▸ **Dataset content**
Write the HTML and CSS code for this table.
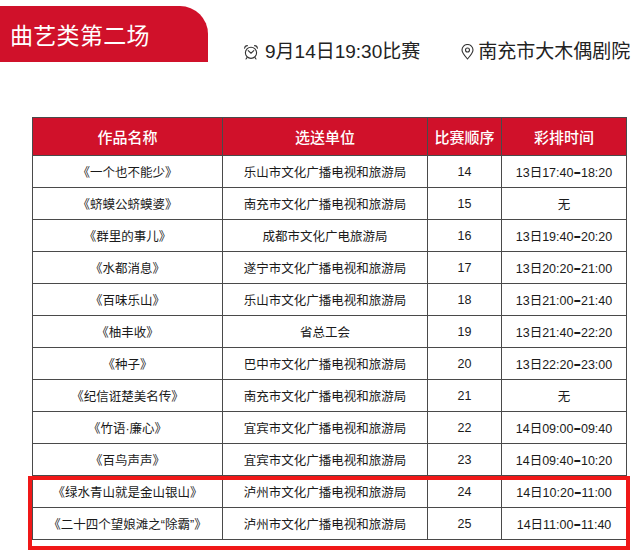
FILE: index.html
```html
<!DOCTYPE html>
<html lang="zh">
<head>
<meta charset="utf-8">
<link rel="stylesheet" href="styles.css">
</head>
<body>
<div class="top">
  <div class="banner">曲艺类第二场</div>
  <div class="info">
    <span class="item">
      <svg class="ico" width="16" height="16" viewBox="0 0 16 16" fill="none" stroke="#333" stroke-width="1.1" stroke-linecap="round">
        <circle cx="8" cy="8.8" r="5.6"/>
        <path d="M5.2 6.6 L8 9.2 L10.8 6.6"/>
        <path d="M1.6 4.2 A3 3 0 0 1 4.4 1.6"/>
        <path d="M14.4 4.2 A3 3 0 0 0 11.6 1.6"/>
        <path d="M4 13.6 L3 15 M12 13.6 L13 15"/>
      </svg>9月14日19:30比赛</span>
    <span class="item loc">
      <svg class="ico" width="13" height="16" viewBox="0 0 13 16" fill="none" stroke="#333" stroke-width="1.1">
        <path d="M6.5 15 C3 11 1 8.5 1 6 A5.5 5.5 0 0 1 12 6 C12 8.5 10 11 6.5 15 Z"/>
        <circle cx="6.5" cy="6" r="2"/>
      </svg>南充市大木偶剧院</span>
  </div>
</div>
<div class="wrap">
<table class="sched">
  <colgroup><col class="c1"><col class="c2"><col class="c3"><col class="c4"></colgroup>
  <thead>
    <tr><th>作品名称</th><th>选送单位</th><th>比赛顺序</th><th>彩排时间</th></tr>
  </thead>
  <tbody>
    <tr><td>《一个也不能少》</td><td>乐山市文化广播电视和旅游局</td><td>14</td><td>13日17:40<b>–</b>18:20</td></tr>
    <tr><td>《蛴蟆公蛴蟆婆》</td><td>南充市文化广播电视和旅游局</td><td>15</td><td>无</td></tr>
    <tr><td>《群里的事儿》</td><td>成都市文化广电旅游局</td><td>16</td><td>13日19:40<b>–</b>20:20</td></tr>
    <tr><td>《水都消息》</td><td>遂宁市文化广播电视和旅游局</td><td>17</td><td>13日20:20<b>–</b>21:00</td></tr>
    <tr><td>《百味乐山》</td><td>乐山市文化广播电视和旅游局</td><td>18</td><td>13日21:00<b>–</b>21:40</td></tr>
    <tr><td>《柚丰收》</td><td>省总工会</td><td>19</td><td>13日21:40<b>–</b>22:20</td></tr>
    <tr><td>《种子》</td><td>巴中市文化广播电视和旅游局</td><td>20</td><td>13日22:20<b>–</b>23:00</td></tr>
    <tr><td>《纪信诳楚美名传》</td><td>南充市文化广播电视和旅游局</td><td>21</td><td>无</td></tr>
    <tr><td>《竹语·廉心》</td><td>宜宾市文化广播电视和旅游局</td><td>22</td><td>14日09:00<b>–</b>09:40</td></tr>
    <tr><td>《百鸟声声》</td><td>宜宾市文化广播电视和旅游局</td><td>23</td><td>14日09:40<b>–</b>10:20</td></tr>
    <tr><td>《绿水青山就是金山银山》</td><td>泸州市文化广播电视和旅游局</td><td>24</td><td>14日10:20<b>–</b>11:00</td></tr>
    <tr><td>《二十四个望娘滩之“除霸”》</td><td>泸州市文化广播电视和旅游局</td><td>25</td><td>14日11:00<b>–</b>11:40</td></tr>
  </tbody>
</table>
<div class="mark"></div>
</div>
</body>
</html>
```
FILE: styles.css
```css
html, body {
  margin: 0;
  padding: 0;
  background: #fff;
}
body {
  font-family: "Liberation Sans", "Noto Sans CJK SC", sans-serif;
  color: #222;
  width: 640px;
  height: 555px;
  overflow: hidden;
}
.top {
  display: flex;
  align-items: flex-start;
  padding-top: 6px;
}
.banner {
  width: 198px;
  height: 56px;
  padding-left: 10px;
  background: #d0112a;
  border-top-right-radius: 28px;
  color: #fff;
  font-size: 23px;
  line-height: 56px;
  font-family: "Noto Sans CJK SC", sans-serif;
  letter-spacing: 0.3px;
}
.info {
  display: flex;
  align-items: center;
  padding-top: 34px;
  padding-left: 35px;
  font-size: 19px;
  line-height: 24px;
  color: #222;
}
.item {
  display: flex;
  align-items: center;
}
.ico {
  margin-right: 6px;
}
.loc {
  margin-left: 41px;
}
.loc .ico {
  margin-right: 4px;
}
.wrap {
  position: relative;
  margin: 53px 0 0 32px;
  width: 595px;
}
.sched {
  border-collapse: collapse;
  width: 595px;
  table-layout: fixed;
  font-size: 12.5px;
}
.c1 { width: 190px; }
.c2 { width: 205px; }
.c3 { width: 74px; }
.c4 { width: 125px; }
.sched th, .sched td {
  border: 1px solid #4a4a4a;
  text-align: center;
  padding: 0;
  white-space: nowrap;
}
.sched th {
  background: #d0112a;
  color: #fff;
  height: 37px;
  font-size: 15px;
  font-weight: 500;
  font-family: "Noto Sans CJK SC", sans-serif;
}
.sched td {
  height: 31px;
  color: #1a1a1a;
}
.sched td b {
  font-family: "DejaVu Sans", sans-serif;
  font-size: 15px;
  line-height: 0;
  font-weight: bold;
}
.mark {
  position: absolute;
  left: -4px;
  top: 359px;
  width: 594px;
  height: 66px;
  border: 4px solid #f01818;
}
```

▸ **Requirements**
Pictures excluded, quote all the data above exactly.

▸ **Task result**
Write the HTML and CSS code for this table.
FILE: index.html
```html
<!DOCTYPE html>
<html lang="zh">
<head>
<meta charset="utf-8">
<link rel="stylesheet" href="styles.css">
</head>
<body>
<div class="top">
  <div class="banner">曲艺类第二场</div>
  <div class="info">
    <span class="item">
      <svg class="ico" width="16" height="16" viewBox="0 0 16 16" fill="none" stroke="#333" stroke-width="1.1" stroke-linecap="round">
        <circle cx="8" cy="8.8" r="5.6"/>
        <path d="M5.2 6.6 L8 9.2 L10.8 6.6"/>
        <path d="M1.6 4.2 A3 3 0 0 1 4.4 1.6"/>
        <path d="M14.4 4.2 A3 3 0 0 0 11.6 1.6"/>
        <path d="M4 13.6 L3 15 M12 13.6 L13 15"/>
      </svg>9月14日19:30比赛</span>
    <span class="item loc">
      <svg class="ico" width="13" height="16" viewBox="0 0 13 16" fill="none" stroke="#333" stroke-width="1.1">
        <path d="M6.5 15 C3 11 1 8.5 1 6 A5.5 5.5 0 0 1 12 6 C12 8.5 10 11 6.5 15 Z"/>
        <circle cx="6.5" cy="6" r="2"/>
      </svg>南充市大木偶剧院</span>
  </div>
</div>
<div class="wrap">
<table class="sched">
  <colgroup><col class="c1"><col class="c2"><col class="c3"><col class="c4"></colgroup>
  <thead>
    <tr><th>作品名称</th><th>选送单位</th><th>比赛顺序</th><th>彩排时间</th></tr>
  </thead>
  <tbody>
    <tr><td>《一个也不能少》</td><td>乐山市文化广播电视和旅游局</td><td>14</td><td>13日17:40<b>–</b>18:20</td></tr>
    <tr><td>《蛴蟆公蛴蟆婆》</td><td>南充市文化广播电视和旅游局</td><td>15</td><td>无</td></tr>
    <tr><td>《群里的事儿》</td><td>成都市文化广电旅游局</td><td>16</td><td>13日19:40<b>–</b>20:20</td></tr>
    <tr><td>《水都消息》</td><td>遂宁市文化广播电视和旅游局</td><td>17</td><td>13日20:20<b>–</b>21:00</td></tr>
    <tr><td>《百味乐山》</td><td>乐山市文化广播电视和旅游局</td><td>18</td><td>13日21:00<b>–</b>21:40</td></tr>
    <tr><td>《柚丰收》</td><td>省总工会</td><td>19</td><td>13日21:40<b>–</b>22:20</td></tr>
    <tr><td>《种子》</td><td>巴中市文化广播电视和旅游局</td><td>20</td><td>13日22:20<b>–</b>23:00</td></tr>
    <tr><td>《纪信诳楚美名传》</td><td>南充市文化广播电视和旅游局</td><td>21</td><td>无</td></tr>
    <tr><td>《竹语·廉心》</td><td>宜宾市文化广播电视和旅游局</td><td>22</td><td>14日09:00<b>–</b>09:40</td></tr>
    <tr><td>《百鸟声声》</td><td>宜宾市文化广播电视和旅游局</td><td>23</td><td>14日09:40<b>–</b>10:20</td></tr>
    <tr><td>《绿水青山就是金山银山》</td><td>泸州市文化广播电视和旅游局</td><td>24</td><td>14日10:20<b>–</b>11:00</td></tr>
    <tr><td>《二十四个望娘滩之“除霸”》</td><td>泸州市文化广播电视和旅游局</td><td>25</td><td>14日11:00<b>–</b>11:40</td></tr>
  </tbody>
</table>
<div class="mark"></div>
</div>
</body>
</html>
```
FILE: styles.css
```css
html, body {
  margin: 0;
  padding: 0;
  background: #fff;
}
body {
  font-family: "Liberation Sans", "Noto Sans CJK SC", sans-serif;
  color: #222;
  width: 640px;
  height: 555px;
  overflow: hidden;
}
.top {
  display: flex;
  align-items: flex-start;
  padding-top: 6px;
}
.banner {
  width: 198px;
  height: 56px;
  padding-left: 10px;
  background: #d0112a;
  border-top-right-radius: 28px;
  color: #fff;
  font-size: 23px;
  line-height: 56px;
  font-family: "Noto Sans CJK SC", sans-serif;
  letter-spacing: 0.3px;
}
.info {
  display: flex;
  align-items: center;
  padding-top: 34px;
  padding-left: 35px;
  font-size: 19px;
  line-height: 24px;
  color: #222;
}
.item {
  display: flex;
  align-items: center;
}
.ico {
  margin-right: 6px;
}
.loc {
  margin-left: 41px;
}
.loc .ico {
  margin-right: 4px;
}
.wrap {
  position: relative;
  margin: 53px 0 0 32px;
  width: 595px;
}
.sched {
  border-collapse: collapse;
  width: 595px;
  table-layout: fixed;
  font-size: 12.5px;
}
.c1 { width: 190px; }
.c2 { width: 205px; }
.c3 { width: 74px; }
.c4 { width: 125px; }
.sched th, .sched td {
  border: 1px solid #4a4a4a;
  text-align: center;
  padding: 0;
  white-space: nowrap;
}
.sched th {
  background: #d0112a;
  color: #fff;
  height: 37px;
  font-size: 15px;
  font-weight: 500;
  font-family: "Noto Sans CJK SC", sans-serif;
}
.sched td {
  height: 31px;
  color: #1a1a1a;
}
.sched td b {
  font-family: "DejaVu Sans", sans-serif;
  font-size: 15px;
  line-height: 0;
  font-weight: bold;
}
.mark {
  position: absolute;
  left: -4px;
  top: 359px;
  width: 594px;
  height: 66px;
  border: 4px solid #f01818;
}
```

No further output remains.